Occasionally a customer will come up during a sale and ask, "How do I become a Good Ju Ju vendor?" They typically want to know what the costs are (square footage, commission, etc.) and to whom do they need to speak? We always direct them to the right person knowing they will get the answers they need. However, there are certain things anyone will need to know should they possess the level of insanity necessary to dive in to 'vendor-dom.' Under the heading entitled "if we knew then what we know now," here are a few must haves necessary in becoming a successful Good Ju Ju vendor.
1. The name and number of a good chiropractor or massage therapist. Selling at Good Ju Ju requires heavy lifting, whether it be boxes of smalls or furniture. And, of course, there is the sale itself. Nineteen hours over 2 days on your feet can take its toll. Muscles and joints aren't getting any younger, and sometimes we need help putting ourselves back together.

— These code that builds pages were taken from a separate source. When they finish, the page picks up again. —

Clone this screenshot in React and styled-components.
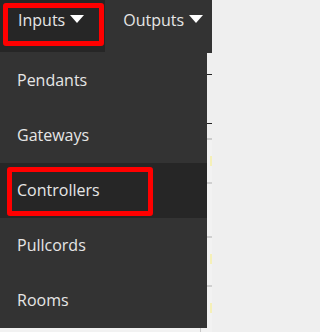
import React from 'react';
import styled, { createGlobalStyle, css } from 'styled-components';

const GlobalStyle = createGlobalStyle`
  html, body {
    margin: 0;
    padding: 0;
    background: #efefef;
    font-family: "Open Sans", "Liberation Sans", sans-serif;
  }
  *, *::before, *::after {
    box-sizing: border-box;
  }
`;

const Page = styled.div`
  position: relative;
  width: 212px;
  height: 332px;
  overflow: hidden;
  background: #efefef;
`;

const Navbar = styled.nav`
  display: flex;
  height: 53px;
  background: #333333;
`;

// red annotation frame drawn over a highlighted item
const redBox = css`
  &::after {
    content: '';
    position: absolute;
    border: 5px solid #ff0000;
    border-radius: 3px;
    pointer-events: none;
  }
`;

const NavItem = styled.div`
  position: relative;
  display: flex;
  align-items: flex-start;
  gap: 5px;
  height: 52px;
  padding: 10px 21px 0 18px;
  line-height: 20px;
  font-size: 16px;
  color: #e6e6e6;
  white-space: nowrap;
  background: ${props => (props.active ? '#262626' : 'transparent')};
  ${props => props.marked && redBox}
  &::after {
    top: 3px;
    left: 3px;
    width: 101px;
    height: 43px;
  }
`;

const Caret = styled.span`
  margin-top: 5px;
  width: 0;
  height: 0;
  border-left: 7.5px solid transparent;
  border-right: 7.5px solid transparent;
  border-top: 8px solid #ffffff;
`;

const Content = styled.div`
  display: flex;
  flex-direction: column;
`;

const TableHead = styled.div`
  height: 22px;
  border-bottom: 1px solid #222222;
`;

const TitleRow = styled.div`
  height: 49px;
  border-bottom: 1px solid #222222;
`;

const Spacer = styled.div`
  height: 16px;
  border-bottom: 2px solid #cccccc;
`;

const Row = styled.div`
  display: grid;
  grid-template-columns: 200px 10px 1fr;
  height: ${props => props.h}px;
  border-bottom: 2px solid #d0d0d0;
  background: #f2f2f2;
`;

const Cell = styled.div`
  border-left: ${props => (props.line ? '1px solid #c8c8c8' : 'none')};
`;

const Field = styled.div`
  margin-top: 16px;
  height: 10px;
  background: #f5f0b8;
`;

const Menu = styled.ul`
  position: absolute;
  top: 53px;
  left: 0;
  width: 207px;
  margin: 0;
  padding: 0;
  list-style: none;
  background: #333333;
`;

const MenuItem = styled.li`
  position: relative;
  height: 55px;
  padding: 17px 17px 0;
  line-height: 20px;
  font-size: 16px;
  color: #e6e6e6;
  background: ${props => (props.active ? '#262626' : 'transparent')};
  ${props => props.marked && redBox}
  &::after {
    top: 4px;
    left: 7px;
    width: 146px;
    height: 49px;
  }
`;

const menuItems = ['Pendants', 'Gateways', 'Controllers', 'Pullcords', 'Rooms'];

export default function App() {
  return (
    <Page>
      <GlobalStyle />
      <Navbar>
        <NavItem active marked>
          Inputs <Caret />
        </NavItem>
        <NavItem>
          Outputs <Caret />
        </NavItem>
      </Navbar>
      <Content>
        <TableHead />
        <TitleRow />
        <Spacer />
        <Row h={44}>
          <Cell />
          <Cell line />
          <Field />
        </Row>
        <Row h={54}>
          <Cell />
          <Cell line />
          <Cell />
        </Row>
        <Row h={49}>
          <Cell />
          <Cell line />
          <Field />
        </Row>
        <Row h={50}>
          <Cell />
          <Cell line />
          <Field />
        </Row>
      </Content>
      <Menu>
        {menuItems.map(item => (
          <MenuItem
            key={item}
            active={item === 'Controllers'}
            marked={item === 'Controllers'}
          >
            {item}
          </MenuItem>
        ))}
      </Menu>
    </Page>
  );
}
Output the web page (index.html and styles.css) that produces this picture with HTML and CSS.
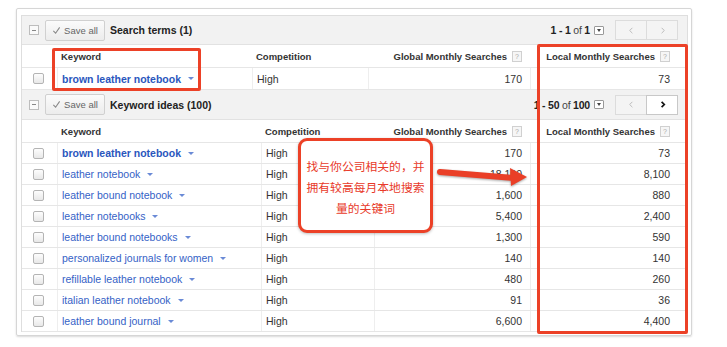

2. The willingness to give up having a good manicure. Take a look the next time you're in the store. You can tell the vendors by their short, broken, paint-spattered fingernails. It's almost impossible to have a beautiful set of nails when you are lifting, sanding, painting and staining numerous pieces of heavy wood furniture or creating small, one-of-a-kind pieces. We've all resigned ourselves to having lovely nails when we retire, whenever that will be.
3. A pickup truck or heavy duty van. You'd be surprised how much room a 9-drawer dresser or armoire takes up. Save your Mini Cooper or sedan for trips to the grocery store. When hauling heavy and big loads, the larger the vehicle the better.
4. The name of a good brake specialist. Every vendor at Good Ju Ju has at one time or another been driving along and stood their vehicle on its nose because someone put a beautiful piece of furniture out on the curb for pick-up. Keeping those brakes in tip top shape to catch that fantastic bargain is important. Having good reflexes and excellent peripheral vision doesn't hurt either.
5. Flexibility in scheduling. Remember those wonderful, spur-of-the-moment 3 day weekends or vacations? All family trips, reunions, out-of-town weddings, cruises, etc. will now have to be scheduled in and around both the First Friday sale days and the setup week preceding. A BIG calendar to keep track of everything with those days X'd out will go a long way toward retaining your sanity.
6. A long list of understanding (and strong) friends. Friends willing to assist at a moment's notice will be a big help. If they will work for food and drink (alcoholic or non), consider that a plus. Remembering them with cookies, snacks and the occasional hard-to-find item on their wish list will grease the wheels.